Lifestyle

Sea Mar, CHC patients asking about, enrolling in ACA

Veronica Villalobos’ desk is situated near the front of the client waiting area of the Sea Mar Community Health Center of Marysville, to help patients navigate the Affordable Care Act application process. - Kirk Boxleitner
Veronica Villalobos’ desk is situated near the front of the client waiting area of the Sea Mar Community Health Center of Marysville, to help patients navigate the Affordable Care Act application process.
— image credit: Kirk Boxleitner

The Sea Mar Community Health Centers and the Community Health Centers of Snohomish County have both seen an increase in patients and questions due to the implementation of the Affordable Care Act in October.

According to Anthony Amos, clinic manager for the Sea Mar Community Health Center of Marysville, the Marysville clinic received 119 new applications and enrolled 177 people, while their Everett clinic received 59 new applications and enrolled 139 people, and their Monroe clinic received 43 new applications and enrolled 73 people.

Mallory Lisk, community relations manager for the Community Health Centers of Snohomish County, offered more regional statistics, since many of their insurance enrollment specialists work at more than one branch. In October, CHC assisted 474 people with inquiries on the ACA, and enrolled 147 — 121 in Medicaid/Apple Health, and 26 in the Qualified Health Plan exchange — of which 62 were new patients to the CHC. That breaks down to 16 in Arlington, 95 in north Everett, 207 in south Everett, 140 in Lynnwood and 16 in Edmonds.

“One of the biggest concerns was from people who were watching the news and got the idea that they were obligated to sign up, and that they would be penalized if they didn’t,” said Jose Rodriguez, an insurance enrollment specialist with CHC. “We also have a number of people who don’t have access to computers, so we’re helping them apply.”
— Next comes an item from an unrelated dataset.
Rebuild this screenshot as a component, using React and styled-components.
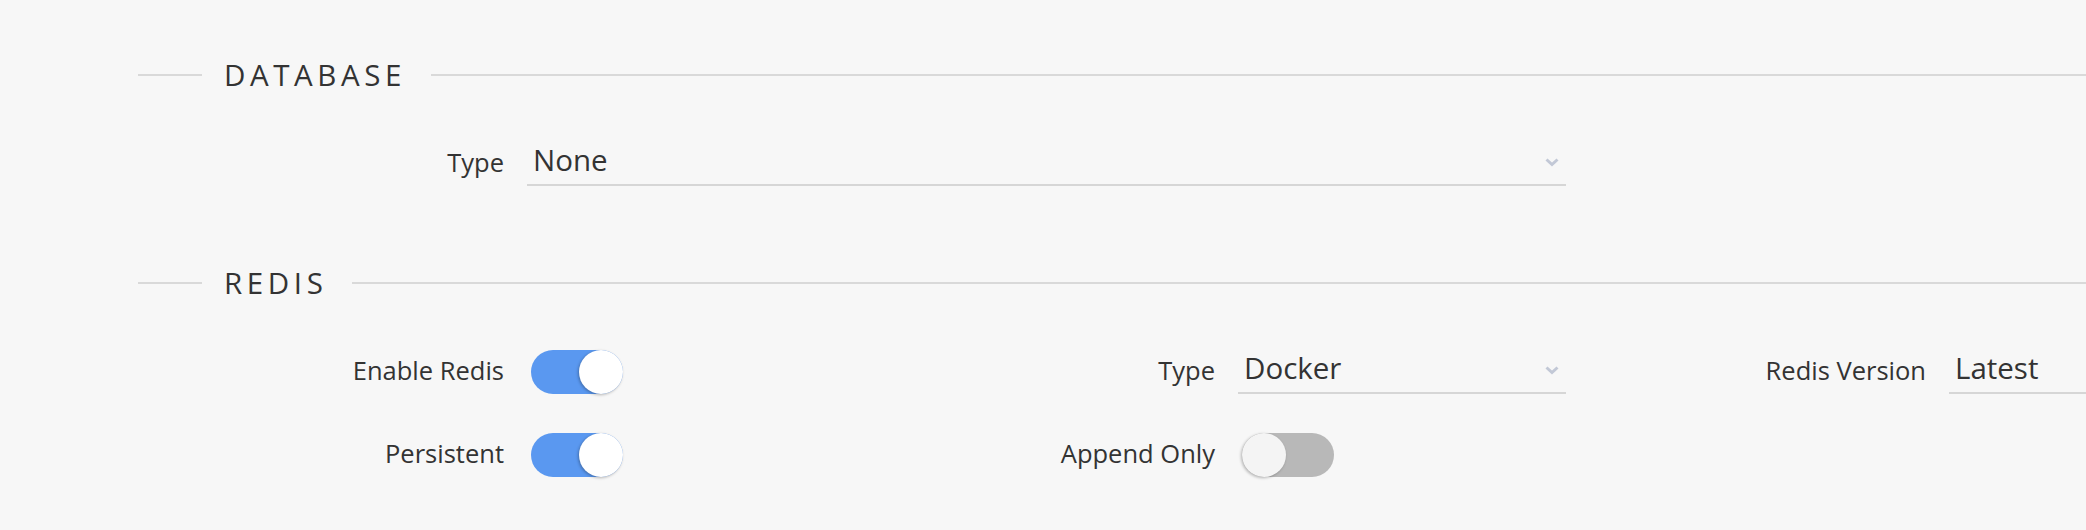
import React from "react";
import styled, { createGlobalStyle } from "styled-components";

const GlobalStyle = createGlobalStyle`
  html, body {
    margin: 0;
    padding: 0;
    background: #f7f7f7;
    overflow: hidden;
  }
  body {
    font-family: "Open Sans", "Noto Sans", Arial, sans-serif;
    color: #333333;
  }
`;

const Page = styled.div`
  width: 100%;
  min-height: 530px;
  padding-top: 55px;
  box-sizing: border-box;
  background: #f7f7f7;
`;

const Section = styled.section`
  padding-left: 138px;
  margin-bottom: ${(p) => p.$gapAfter || 0}px;
`;

const Heading = styled.div`
  display: flex;
  align-items: center;
  height: 40px;
`;

const LeadLine = styled.span`
  display: block;
  width: 64px;
  height: 2px;
  background: #d9d9d9;
  flex: none;
`;

const TailLine = styled.span`
  display: block;
  flex: 1;
  height: 2px;
  background: #d9d9d9;
`;

const Title = styled.h2`
  margin: 0 25px 0 22px;
  font-size: 29.5px;
  line-height: 40px;
  font-weight: 400;
  letter-spacing: 4.6px;
  color: #333333;
  white-space: nowrap;
`;

const FieldGrid = styled.div`
  display: grid;
  grid-template-columns: repeat(3, 383px 328px);
  row-gap: 39px;
  margin-top: 47px;
  margin-left: 6px;
  width: max-content;
`;

const Label = styled.label`
  align-self: center;
  text-align: right;
  padding-right: 23px;
  padding-bottom: 4px;
  font-size: 25.5px;
  line-height: 40px;
  color: #333333;
  white-space: nowrap;
`;

const Cell = styled.div`
  display: flex;
  align-items: center;
  height: 44px;
  grid-column: span ${(p) => p.$span || 1};
`;

const SelectBox = styled.div`
  position: relative;
  width: 100%;
  height: 44px;
  box-sizing: border-box;
  border-bottom: 2px solid #d6d6d6;
  padding-left: 6px;
  font-size: 29.5px;
  line-height: 36px;
  color: #333333;
  white-space: nowrap;
`;

const Chevron = styled.svg`
  position: absolute;
  right: 7px;
  top: 16px;
  width: 14px;
  height: 9px;
`;

const Track = styled.div`
  margin-left: 4px;
  width: 92px;
  height: 44px;
  border-radius: 22px;
  background: ${(p) => (p.$on ? "#5a98f0" : "#b8b8b8")};
  display: flex;
  justify-content: ${(p) => (p.$on ? "flex-end" : "flex-start")};
`;

const Knob = styled.span`
  display: block;
  width: 44px;
  height: 44px;
  border-radius: 50%;
  background: ${(p) => (p.$on ? "#ffffff" : "#f4f4f4")};
  box-shadow: -1px 1px 3px rgba(0, 0, 0, 0.28);
`;

const Select = ({ value, arrow = true }) => (
  <SelectBox>
    {value}
    {arrow && (
      <Chevron viewBox="0 0 14 9">
        <polyline
          points="1.5,1.5 7,6.5 12.5,1.5"
          fill="none"
          stroke="#c2c8d6"
          strokeWidth="3"
        />
      </Chevron>
    )}
  </SelectBox>
);

const Toggle = ({ on }) => (
  <Track $on={on}>
    <Knob $on={on} />
  </Track>
);

export default function App() {
  return (
    <>
      <GlobalStyle />
      <Page>
        <Section $gapAfter={77}>
          <Heading>
            <LeadLine />
            <Title>DATABASE</Title>
            <TailLine />
          </Heading>
          <FieldGrid>
            <Label>Type</Label>
            <Cell $span={3}>
              <Select value="None" />
            </Cell>
          </FieldGrid>
        </Section>
        <Section>
          <Heading>
            <LeadLine />
            <Title>REDIS</Title>
            <TailLine />
          </Heading>
          <FieldGrid>
            <Label>Enable Redis</Label>
            <Cell>
              <Toggle on />
            </Cell>
            <Label>Type</Label>
            <Cell>
              <Select value="Docker" />
            </Cell>
            <Label>Redis Version</Label>
            <Cell>
              <Select value="Latest" />
            </Cell>
            <Label>Persistent</Label>
            <Cell>
              <Toggle on />
            </Cell>
            <Label>Append Only</Label>
            <Cell>
              <Toggle on={false} />
            </Cell>
          </FieldGrid>
        </Section>
      </Page>
    </>
  );
}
“We’re also dealing with a bit of a language barrier, since many of our patients are Latino,” Amos said of Sea Mar’s clientele, echoing Rodriguez and Lisk’s assessment of an obstacle facing many CHC patients. “They often assume they’re not eligible if they’re not citizens, but the ACA has actually expanded Medicaid.”

“And if you’re 65 or older, you already qualify for Medicaid, so you don’t have to purchase another health plan,” Rodriguez said. “Even those who do purchase new plans can get tax credits.”
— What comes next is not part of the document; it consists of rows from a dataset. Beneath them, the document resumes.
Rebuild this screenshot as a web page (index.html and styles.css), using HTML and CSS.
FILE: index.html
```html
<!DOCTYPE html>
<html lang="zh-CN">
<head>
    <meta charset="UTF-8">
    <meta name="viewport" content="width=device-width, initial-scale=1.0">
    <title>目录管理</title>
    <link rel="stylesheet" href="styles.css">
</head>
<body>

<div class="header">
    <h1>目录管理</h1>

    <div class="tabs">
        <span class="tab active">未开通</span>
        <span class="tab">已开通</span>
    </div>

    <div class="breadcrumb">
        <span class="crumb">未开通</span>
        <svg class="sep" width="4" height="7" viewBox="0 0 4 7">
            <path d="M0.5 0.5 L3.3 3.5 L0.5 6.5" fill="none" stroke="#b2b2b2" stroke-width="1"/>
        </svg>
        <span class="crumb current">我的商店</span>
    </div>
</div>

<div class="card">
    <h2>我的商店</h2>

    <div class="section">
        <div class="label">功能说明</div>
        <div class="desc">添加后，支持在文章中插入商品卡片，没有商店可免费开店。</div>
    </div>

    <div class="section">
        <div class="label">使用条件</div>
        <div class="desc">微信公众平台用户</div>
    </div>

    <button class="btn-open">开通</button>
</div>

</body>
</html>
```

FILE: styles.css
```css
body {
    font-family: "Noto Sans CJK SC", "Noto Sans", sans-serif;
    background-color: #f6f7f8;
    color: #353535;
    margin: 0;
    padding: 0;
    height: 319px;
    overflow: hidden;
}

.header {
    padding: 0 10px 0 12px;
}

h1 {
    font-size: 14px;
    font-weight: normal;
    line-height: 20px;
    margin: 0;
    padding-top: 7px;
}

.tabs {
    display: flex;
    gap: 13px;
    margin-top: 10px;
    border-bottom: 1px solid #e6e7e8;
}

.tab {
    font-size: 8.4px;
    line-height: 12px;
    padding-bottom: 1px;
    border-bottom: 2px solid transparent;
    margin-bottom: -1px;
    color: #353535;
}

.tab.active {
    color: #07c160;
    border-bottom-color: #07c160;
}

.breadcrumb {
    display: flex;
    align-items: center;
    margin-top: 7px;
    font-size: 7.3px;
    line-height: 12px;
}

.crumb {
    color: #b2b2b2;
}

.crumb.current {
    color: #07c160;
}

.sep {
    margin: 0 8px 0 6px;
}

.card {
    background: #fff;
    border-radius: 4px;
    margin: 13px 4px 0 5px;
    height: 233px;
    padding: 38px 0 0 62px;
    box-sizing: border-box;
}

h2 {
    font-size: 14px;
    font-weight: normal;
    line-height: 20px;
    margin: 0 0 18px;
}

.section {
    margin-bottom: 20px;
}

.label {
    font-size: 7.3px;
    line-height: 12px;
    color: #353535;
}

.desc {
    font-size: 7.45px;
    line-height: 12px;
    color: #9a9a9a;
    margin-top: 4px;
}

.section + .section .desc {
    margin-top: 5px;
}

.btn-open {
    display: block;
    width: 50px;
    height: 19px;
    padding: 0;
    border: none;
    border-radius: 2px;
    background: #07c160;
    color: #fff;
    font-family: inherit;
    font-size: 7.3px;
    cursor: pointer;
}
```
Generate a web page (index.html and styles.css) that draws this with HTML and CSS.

“Even if you’re undocumented, we can still help you enroll,” Lisk said.

While Rodriguez and Amos have noticed significant improvements in the www.healthcare.gov website since the start of October, they acknowledged that certain issues seem to be lingering, especially for patients with more complicated immigration statuses.

“Those patients’ applications have to be verified anyway, since you have problems that arise when their Social Security Numbers don’t match their green cards or passports,” Rodriguez said. “I would like to see the process more streamlined.”

“Even patients who have just moved within the past nine months have experienced little hitches in needing to verify their statuses through paperwork,” Amos said.

While Sea Mar in Marysville has a laptop in its waiting room, to facilitate both online ACA applications and job searches for its clients, Amos described the laptop as “under-utilized” at present.

“Our customer service representatives are only able to process about five applications a day each,” Amos said. “We’re trying to up that number to seven a day.”

Amos’ biggest complaint was not so much the website as the help and service phone number for ACA, as he reported that some of his own staff members have experienced wait times of just shy of an hour on the line.

“Once we’re finally able to get the applications submitted, it’s about a three-day turnaround process,” Amos said. “They’re doing so well by mail, but so many people who call aren’t even able to get through.”

Amos and Rodriguez agreed that they’re happy to answer questions about the ACA, since they expect that many people will want to know more details before they sign up.

“You can find out right away who qualifies and who doesn’t,” said Veronica Villalobos, who occupies one of the front desks at Sea Mar in Marysville to guide people through the ACA. “I have one patient who already owes $72,000 due to cancer treatments, at which point he’s relying on charity or a cure.”

Across the state, Washington Healthplanfinder reported that more than 55,000 residents have enrolled in health coverage since Oct. 1. Since its launch, more than 100,000 people in Washington state have either fully enrolled in new health coverage options, or completed applications that are awaiting payments due in December.

“This was a historical opening month for Washington Healthplanfinder,” said Richard Onizuka, CEO for the Washington Health Benefit Exchange. “We are proud of our success to date, but continue to be laser-focused on fine-tuning our site to ensure all of our customers are having a positive enrollment experience.”